WHAT YOU SHOULD DO >> Copy each line below exactly and leave the pictures out.

##############################

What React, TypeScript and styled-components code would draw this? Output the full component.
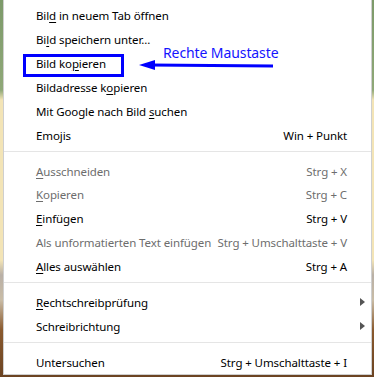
import React from "react";
import styled, { createGlobalStyle } from "styled-components";

const GlobalStyle = createGlobalStyle`
  html, body {
    margin: 0;
    padding: 0;
    width: 374px;
    height: 377px;
    overflow: hidden;
  }
  body {
    background: linear-gradient(
      to bottom,
      #7d9a6a 0px,
      #8fa878 90px,
      #f3e4b6 100px,
      #f3e4b6 260px,
      #b9b0a6 275px,
      #c9bca6 300px,
      #8a5a2e 330px,
      #6b4322 377px
    );
    font-family: "Segoe UI", "Noto Sans", "Open Sans", sans-serif;
  }
`;

const Page = styled.div`
  position: relative;
  width: 374px;
  height: 377px;
  padding-left: 3px;
  box-sizing: border-box;
`;

const Menu = styled.div`
  width: 369px;
  height: 375px;
  box-sizing: border-box;
  background: #ffffff;
  border: 1px solid #cfcfcf;
  border-top: none;
  padding-top: 4px;
  display: flex;
  flex-direction: column;
`;

const Row = styled.div<{ disabled?: boolean }>`
  height: 24px;
  display: flex;
  align-items: center;
  padding: 0 24px 0 32px;
  font-size: 11.5px;
  letter-spacing: -0.1px;
  color: ${(p) => (p.disabled ? "#6d6d6d" : "#000000")};
`;

const Label = styled.span`
  flex: 1;
  white-space: nowrap;
`;

const Key = styled.span`
  text-decoration: underline;
  text-underline-offset: 2px;
`;

const Shortcut = styled.span`
  white-space: nowrap;
  margin-left: 6px;
`;

const Arrow = styled.span`
  width: 0;
  height: 0;
  border-top: 4px solid transparent;
  border-bottom: 4px solid transparent;
  border-left: 5px solid #555555;
  margin-right: -18px;
`;

const Separator = styled.div`
  height: 1px;
  background: #e5e5e5;
  margin: 4px 0 7px;
`;

const Highlight = styled.div`
  position: absolute;
  left: 23px;
  top: 54px;
  width: 101px;
  height: 23px;
  box-sizing: border-box;
  border: 3px solid #0000ff;
`;

const Note = styled.div`
  position: absolute;
  left: 163px;
  top: 43px;
  font-size: 14px;
  letter-spacing: -0.1px;
  color: #1414ff;
  white-space: nowrap;
`;

const Pointer = styled.svg`
  position: absolute;
  left: 138px;
  top: 58px;
`;

type Item = {
  label: React.ReactNode;
  shortcut?: string;
  disabled?: boolean;
  submenu?: boolean;
};

const u = (before: string, key: string, after: string) => (
  <>
    {before}
    <Key>{key}</Key>
    {after}
  </>
);

const groups: Item[][] = [
  [
    { label: u("Bil", "d", " in neuem Tab öffnen") },
    { label: u("Bi", "l", "d speichern unter...") },
    { label: u("Bild ko", "p", "ieren") },
    { label: u("Bildadresse k", "o", "pieren") },
    { label: u("Mit Google nach Bild ", "s", "uchen") },
    { label: "Emojis", shortcut: "Win + Punkt" },
  ],
  [
    { label: u("", "A", "usschneiden"), shortcut: "Strg + X", disabled: true },
    { label: u("", "K", "opieren"), shortcut: "Strg + C", disabled: true },
    { label: u("", "E", "infügen"), shortcut: "Strg + V" },
    {
      label: "Als unformatierten Text einfügen",
      shortcut: "Strg + Umschalttaste + V",
      disabled: true,
    },
    { label: u("", "A", "lles auswählen"), shortcut: "Strg + A" },
  ],
  [
    { label: u("", "R", "echtschreibprüfung"), submenu: true },
    { label: "Schreibrichtung", submenu: true },
  ],
  [{ label: "Untersuchen", shortcut: "Strg + Umschalttaste + I" }],
];

const App = () => {
  return (
    <Page>
      <GlobalStyle />
      <Menu>
        {groups.map((group, gi) => (
          <React.Fragment key={gi}>
            {gi > 0 && <Separator />}
            {group.map((item, i) => (
              <Row key={i} disabled={item.disabled}>
                <Label>{item.label}</Label>
                {item.shortcut && <Shortcut>{item.shortcut}</Shortcut>}
                {item.submenu && <Arrow />}
              </Row>
            ))}
          </React.Fragment>
        ))}
      </Menu>
      <Highlight />
      <Note>Rechte Maustaste</Note>
      <Pointer width="138" height="14" viewBox="0 0 138 14">
        <line x1="12" y1="7" x2="135" y2="8" stroke="#0000ff" strokeWidth="3" />
        <polygon points="1,7 17,2 17,12" fill="#0000ff" />
      </Pointer>
    </Page>
  );
};

export default App;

##############################

EXERCISE ANSWER >>
What React, TypeScript and styled-components code would draw this? Output the full component.
import React from "react";
import styled, { createGlobalStyle } from "styled-components";

const GlobalStyle = createGlobalStyle`
  html, body {
    margin: 0;
    padding: 0;
    width: 374px;
    height: 377px;
    overflow: hidden;
  }
  body {
    background: linear-gradient(
      to bottom,
      #7d9a6a 0px,
      #8fa878 90px,
      #f3e4b6 100px,
      #f3e4b6 260px,
      #b9b0a6 275px,
      #c9bca6 300px,
      #8a5a2e 330px,
      #6b4322 377px
    );
    font-family: "Segoe UI", "Noto Sans", "Open Sans", sans-serif;
  }
`;

const Page = styled.div`
  position: relative;
  width: 374px;
  height: 377px;
  padding-left: 3px;
  box-sizing: border-box;
`;

const Menu = styled.div`
  width: 369px;
  height: 375px;
  box-sizing: border-box;
  background: #ffffff;
  border: 1px solid #cfcfcf;
  border-top: none;
  padding-top: 4px;
  display: flex;
  flex-direction: column;
`;

const Row = styled.div<{ disabled?: boolean }>`
  height: 24px;
  display: flex;
  align-items: center;
  padding: 0 24px 0 32px;
  font-size: 11.5px;
  letter-spacing: -0.1px;
  color: ${(p) => (p.disabled ? "#6d6d6d" : "#000000")};
`;

const Label = styled.span`
  flex: 1;
  white-space: nowrap;
`;

const Key = styled.span`
  text-decoration: underline;
  text-underline-offset: 2px;
`;

const Shortcut = styled.span`
  white-space: nowrap;
  margin-left: 6px;
`;

const Arrow = styled.span`
  width: 0;
  height: 0;
  border-top: 4px solid transparent;
  border-bottom: 4px solid transparent;
  border-left: 5px solid #555555;
  margin-right: -18px;
`;

const Separator = styled.div`
  height: 1px;
  background: #e5e5e5;
  margin: 4px 0 7px;
`;

const Highlight = styled.div`
  position: absolute;
  left: 23px;
  top: 54px;
  width: 101px;
  height: 23px;
  box-sizing: border-box;
  border: 3px solid #0000ff;
`;

const Note = styled.div`
  position: absolute;
  left: 163px;
  top: 43px;
  font-size: 14px;
  letter-spacing: -0.1px;
  color: #1414ff;
  white-space: nowrap;
`;

const Pointer = styled.svg`
  position: absolute;
  left: 138px;
  top: 58px;
`;

type Item = {
  label: React.ReactNode;
  shortcut?: string;
  disabled?: boolean;
  submenu?: boolean;
};

const u = (before: string, key: string, after: string) => (
  <>
    {before}
    <Key>{key}</Key>
    {after}
  </>
);

const groups: Item[][] = [
  [
    { label: u("Bil", "d", " in neuem Tab öffnen") },
    { label: u("Bi", "l", "d speichern unter...") },
    { label: u("Bild ko", "p", "ieren") },
    { label: u("Bildadresse k", "o", "pieren") },
    { label: u("Mit Google nach Bild ", "s", "uchen") },
    { label: "Emojis", shortcut: "Win + Punkt" },
  ],
  [
    { label: u("", "A", "usschneiden"), shortcut: "Strg + X", disabled: true },
    { label: u("", "K", "opieren"), shortcut: "Strg + C", disabled: true },
    { label: u("", "E", "infügen"), shortcut: "Strg + V" },
    {
      label: "Als unformatierten Text einfügen",
      shortcut: "Strg + Umschalttaste + V",
      disabled: true,
    },
    { label: u("", "A", "lles auswählen"), shortcut: "Strg + A" },
  ],
  [
    { label: u("", "R", "echtschreibprüfung"), submenu: true },
    { label: "Schreibrichtung", submenu: true },
  ],
  [{ label: "Untersuchen", shortcut: "Strg + Umschalttaste + I" }],
];

const App = () => {
  return (
    <Page>
      <GlobalStyle />
      <Menu>
        {groups.map((group, gi) => (
          <React.Fragment key={gi}>
            {gi > 0 && <Separator />}
            {group.map((item, i) => (
              <Row key={i} disabled={item.disabled}>
                <Label>{item.label}</Label>
                {item.shortcut && <Shortcut>{item.shortcut}</Shortcut>}
                {item.submenu && <Arrow />}
              </Row>
            ))}
          </React.Fragment>
        ))}
      </Menu>
      <Highlight />
      <Note>Rechte Maustaste</Note>
      <Pointer width="138" height="14" viewBox="0 0 138 14">
        <line x1="12" y1="7" x2="135" y2="8" stroke="#0000ff" strokeWidth="3" />
        <polygon points="1,7 17,2 17,12" fill="#0000ff" />
      </Pointer>
    </Page>
  );
};

export default App;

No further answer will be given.